(Interface markup and scripts)
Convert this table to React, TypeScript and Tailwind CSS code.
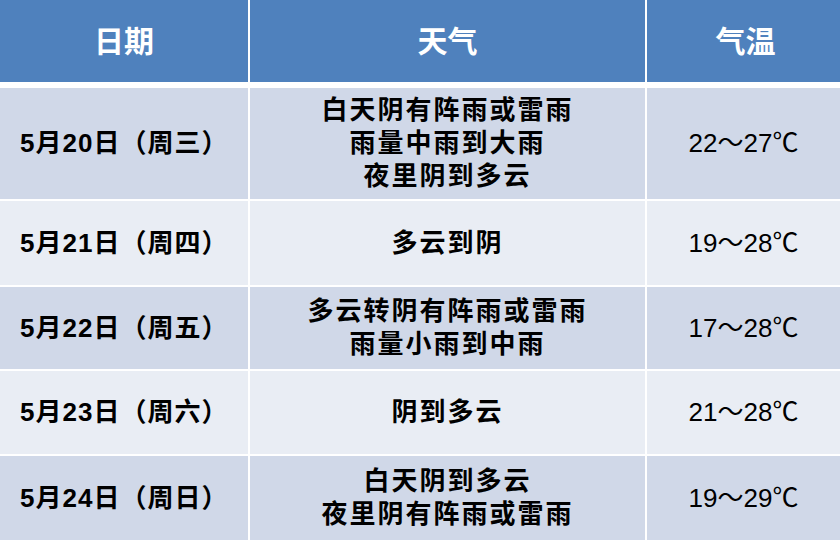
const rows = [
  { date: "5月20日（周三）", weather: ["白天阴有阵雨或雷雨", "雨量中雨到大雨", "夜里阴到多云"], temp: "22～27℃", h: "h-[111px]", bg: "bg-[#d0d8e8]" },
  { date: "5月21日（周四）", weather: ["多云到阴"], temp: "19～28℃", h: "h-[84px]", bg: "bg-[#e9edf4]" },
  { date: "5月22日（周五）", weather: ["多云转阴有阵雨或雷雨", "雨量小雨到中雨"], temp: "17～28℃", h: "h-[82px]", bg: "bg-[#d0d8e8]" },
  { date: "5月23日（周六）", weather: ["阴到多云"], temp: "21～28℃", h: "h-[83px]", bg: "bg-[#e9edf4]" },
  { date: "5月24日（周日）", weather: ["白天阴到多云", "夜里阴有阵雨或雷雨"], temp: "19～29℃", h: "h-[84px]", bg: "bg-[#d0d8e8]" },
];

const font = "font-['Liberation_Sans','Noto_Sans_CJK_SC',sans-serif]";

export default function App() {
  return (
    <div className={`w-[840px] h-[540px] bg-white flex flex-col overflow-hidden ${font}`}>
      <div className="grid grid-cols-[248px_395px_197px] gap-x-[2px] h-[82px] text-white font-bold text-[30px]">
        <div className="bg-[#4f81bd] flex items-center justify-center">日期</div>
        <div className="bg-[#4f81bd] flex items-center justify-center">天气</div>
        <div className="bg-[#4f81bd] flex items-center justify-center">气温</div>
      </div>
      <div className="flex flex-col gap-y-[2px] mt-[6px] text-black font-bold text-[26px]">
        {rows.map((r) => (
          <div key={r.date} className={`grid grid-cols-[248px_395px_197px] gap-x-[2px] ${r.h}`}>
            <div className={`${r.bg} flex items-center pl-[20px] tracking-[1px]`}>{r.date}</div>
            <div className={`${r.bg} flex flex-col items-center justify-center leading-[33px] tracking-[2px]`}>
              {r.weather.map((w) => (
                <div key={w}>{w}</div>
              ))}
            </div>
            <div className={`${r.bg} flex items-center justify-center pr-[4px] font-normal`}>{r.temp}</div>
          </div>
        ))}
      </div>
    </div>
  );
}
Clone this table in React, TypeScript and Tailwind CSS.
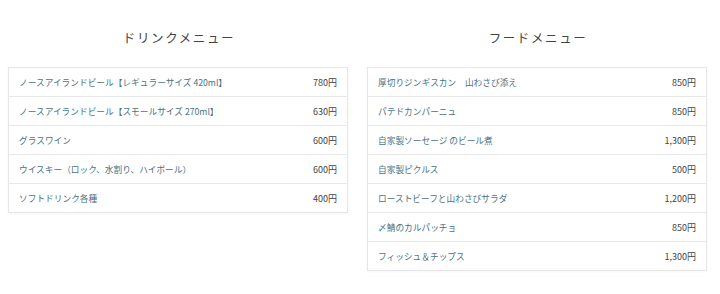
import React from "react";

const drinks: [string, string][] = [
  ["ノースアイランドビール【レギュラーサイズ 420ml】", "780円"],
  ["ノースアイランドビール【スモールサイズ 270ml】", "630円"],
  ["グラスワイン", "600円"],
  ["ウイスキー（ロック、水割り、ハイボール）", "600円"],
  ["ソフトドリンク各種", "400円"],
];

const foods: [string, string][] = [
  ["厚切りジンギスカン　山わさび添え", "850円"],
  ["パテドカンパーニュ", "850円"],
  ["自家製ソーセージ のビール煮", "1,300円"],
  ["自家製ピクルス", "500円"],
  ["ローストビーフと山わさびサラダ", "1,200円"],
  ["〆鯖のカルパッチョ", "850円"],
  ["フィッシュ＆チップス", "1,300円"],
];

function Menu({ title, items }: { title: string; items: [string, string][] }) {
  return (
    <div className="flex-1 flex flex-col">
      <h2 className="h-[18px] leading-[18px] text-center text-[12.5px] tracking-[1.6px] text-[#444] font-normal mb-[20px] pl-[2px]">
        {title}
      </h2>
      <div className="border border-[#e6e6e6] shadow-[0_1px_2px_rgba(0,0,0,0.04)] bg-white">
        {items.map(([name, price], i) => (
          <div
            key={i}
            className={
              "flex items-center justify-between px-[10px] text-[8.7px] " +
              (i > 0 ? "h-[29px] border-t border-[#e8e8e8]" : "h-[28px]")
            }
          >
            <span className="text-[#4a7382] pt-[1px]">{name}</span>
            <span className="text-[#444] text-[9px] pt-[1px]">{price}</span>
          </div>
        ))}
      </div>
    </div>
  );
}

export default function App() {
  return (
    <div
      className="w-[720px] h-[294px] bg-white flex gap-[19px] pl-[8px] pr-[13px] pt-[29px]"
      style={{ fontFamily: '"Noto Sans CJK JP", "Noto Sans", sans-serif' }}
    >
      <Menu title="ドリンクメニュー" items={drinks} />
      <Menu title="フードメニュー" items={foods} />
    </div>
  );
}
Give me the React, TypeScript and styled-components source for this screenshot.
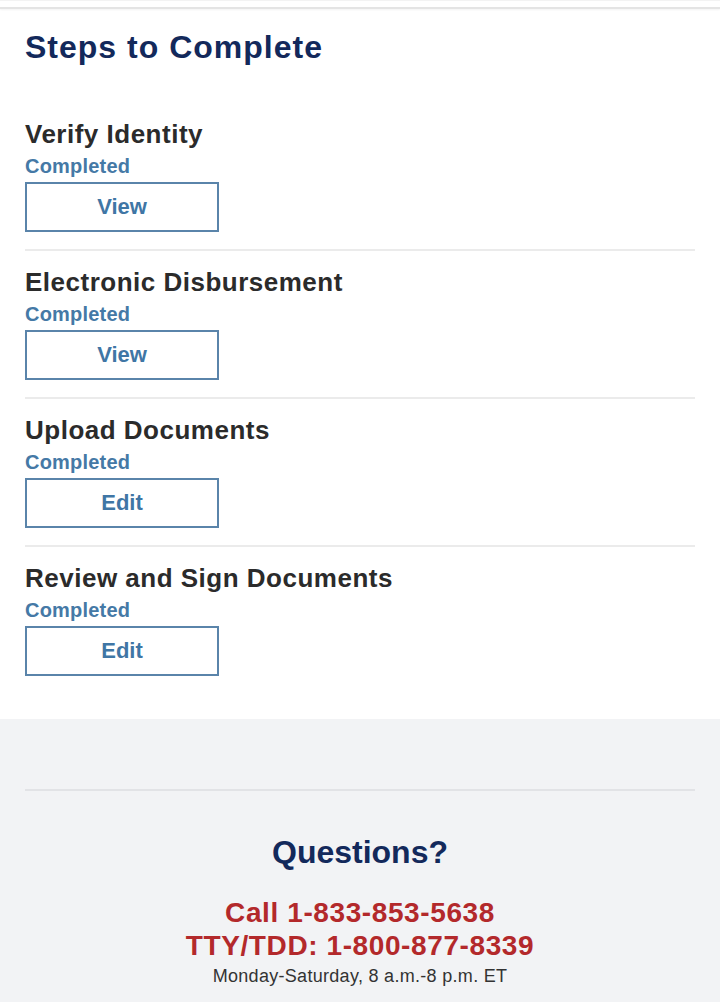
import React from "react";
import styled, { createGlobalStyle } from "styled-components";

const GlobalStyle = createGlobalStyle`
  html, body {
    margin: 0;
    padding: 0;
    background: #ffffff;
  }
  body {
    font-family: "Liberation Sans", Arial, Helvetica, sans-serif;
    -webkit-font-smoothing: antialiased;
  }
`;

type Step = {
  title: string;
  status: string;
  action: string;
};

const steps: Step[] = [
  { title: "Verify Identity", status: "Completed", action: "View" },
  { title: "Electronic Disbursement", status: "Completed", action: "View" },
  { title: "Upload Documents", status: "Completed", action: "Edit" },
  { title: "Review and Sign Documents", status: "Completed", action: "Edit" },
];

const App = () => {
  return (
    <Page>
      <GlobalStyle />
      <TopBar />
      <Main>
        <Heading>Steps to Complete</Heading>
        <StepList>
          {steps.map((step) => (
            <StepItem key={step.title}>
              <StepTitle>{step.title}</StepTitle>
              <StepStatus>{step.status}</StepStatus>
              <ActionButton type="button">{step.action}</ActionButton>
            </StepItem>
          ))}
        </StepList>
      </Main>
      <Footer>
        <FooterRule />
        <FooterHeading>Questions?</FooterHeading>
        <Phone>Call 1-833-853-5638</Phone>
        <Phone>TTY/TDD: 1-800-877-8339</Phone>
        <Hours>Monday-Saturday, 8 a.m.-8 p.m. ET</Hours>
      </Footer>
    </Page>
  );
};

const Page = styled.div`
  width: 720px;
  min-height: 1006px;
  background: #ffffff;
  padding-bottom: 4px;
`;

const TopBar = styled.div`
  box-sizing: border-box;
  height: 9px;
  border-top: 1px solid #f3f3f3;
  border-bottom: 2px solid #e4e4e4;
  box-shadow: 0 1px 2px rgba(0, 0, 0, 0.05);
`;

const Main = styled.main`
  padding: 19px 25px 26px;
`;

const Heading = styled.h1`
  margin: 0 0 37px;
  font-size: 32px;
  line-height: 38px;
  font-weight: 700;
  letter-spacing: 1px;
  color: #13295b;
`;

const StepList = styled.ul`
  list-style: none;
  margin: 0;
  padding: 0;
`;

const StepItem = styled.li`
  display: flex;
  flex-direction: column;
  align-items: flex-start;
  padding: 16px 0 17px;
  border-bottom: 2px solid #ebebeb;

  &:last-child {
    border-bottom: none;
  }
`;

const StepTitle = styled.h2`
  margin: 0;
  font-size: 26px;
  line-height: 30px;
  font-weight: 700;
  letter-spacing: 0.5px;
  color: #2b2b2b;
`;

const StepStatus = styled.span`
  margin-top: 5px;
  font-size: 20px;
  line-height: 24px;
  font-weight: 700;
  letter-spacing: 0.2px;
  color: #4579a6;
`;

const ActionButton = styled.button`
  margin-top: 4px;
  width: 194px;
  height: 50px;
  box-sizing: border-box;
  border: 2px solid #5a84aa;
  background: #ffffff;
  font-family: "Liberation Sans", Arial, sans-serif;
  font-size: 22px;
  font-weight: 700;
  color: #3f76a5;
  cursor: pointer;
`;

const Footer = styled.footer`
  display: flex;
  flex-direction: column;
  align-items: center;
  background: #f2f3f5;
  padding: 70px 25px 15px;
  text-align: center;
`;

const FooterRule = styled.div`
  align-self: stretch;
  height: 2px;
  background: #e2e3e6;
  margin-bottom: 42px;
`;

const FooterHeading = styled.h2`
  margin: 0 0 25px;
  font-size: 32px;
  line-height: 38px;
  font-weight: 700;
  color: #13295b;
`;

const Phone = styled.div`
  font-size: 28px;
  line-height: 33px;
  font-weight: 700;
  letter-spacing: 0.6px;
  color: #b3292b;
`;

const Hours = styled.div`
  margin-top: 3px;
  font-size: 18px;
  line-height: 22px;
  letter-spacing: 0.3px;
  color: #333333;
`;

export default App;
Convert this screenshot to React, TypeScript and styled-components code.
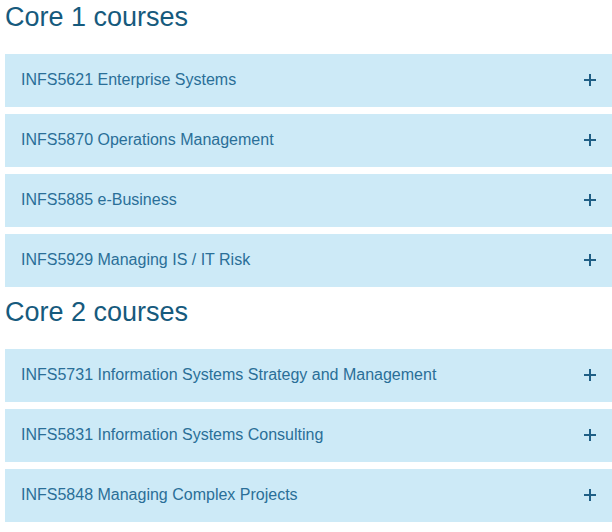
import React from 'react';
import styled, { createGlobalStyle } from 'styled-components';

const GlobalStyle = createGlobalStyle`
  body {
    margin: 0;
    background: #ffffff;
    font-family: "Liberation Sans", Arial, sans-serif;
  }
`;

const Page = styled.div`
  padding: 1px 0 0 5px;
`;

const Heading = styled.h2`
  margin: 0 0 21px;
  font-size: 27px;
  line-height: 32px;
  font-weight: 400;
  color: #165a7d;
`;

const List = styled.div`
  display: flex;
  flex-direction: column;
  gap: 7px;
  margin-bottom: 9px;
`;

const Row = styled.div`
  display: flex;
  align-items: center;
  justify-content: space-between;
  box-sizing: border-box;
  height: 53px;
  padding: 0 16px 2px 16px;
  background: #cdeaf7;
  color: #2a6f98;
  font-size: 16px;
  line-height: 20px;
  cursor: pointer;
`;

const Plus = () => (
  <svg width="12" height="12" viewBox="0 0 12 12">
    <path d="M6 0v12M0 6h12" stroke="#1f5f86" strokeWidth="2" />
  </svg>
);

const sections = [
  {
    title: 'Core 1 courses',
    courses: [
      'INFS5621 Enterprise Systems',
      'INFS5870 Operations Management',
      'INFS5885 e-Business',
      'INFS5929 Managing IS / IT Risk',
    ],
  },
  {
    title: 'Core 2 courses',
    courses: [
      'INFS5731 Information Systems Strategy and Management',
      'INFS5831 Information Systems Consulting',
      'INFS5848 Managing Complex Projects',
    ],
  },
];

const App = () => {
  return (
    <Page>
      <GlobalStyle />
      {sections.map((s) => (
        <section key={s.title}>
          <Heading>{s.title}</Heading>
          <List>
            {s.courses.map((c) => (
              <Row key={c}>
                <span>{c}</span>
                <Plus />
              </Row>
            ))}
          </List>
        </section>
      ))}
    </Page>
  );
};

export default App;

:: Exercise objective ::
List the lines of the entries that include "table".

:: Solved problem ::
Convert this table to React, TypeScript and Tailwind CSS code.
Clone this table in React, TypeScript and Tailwind CSS.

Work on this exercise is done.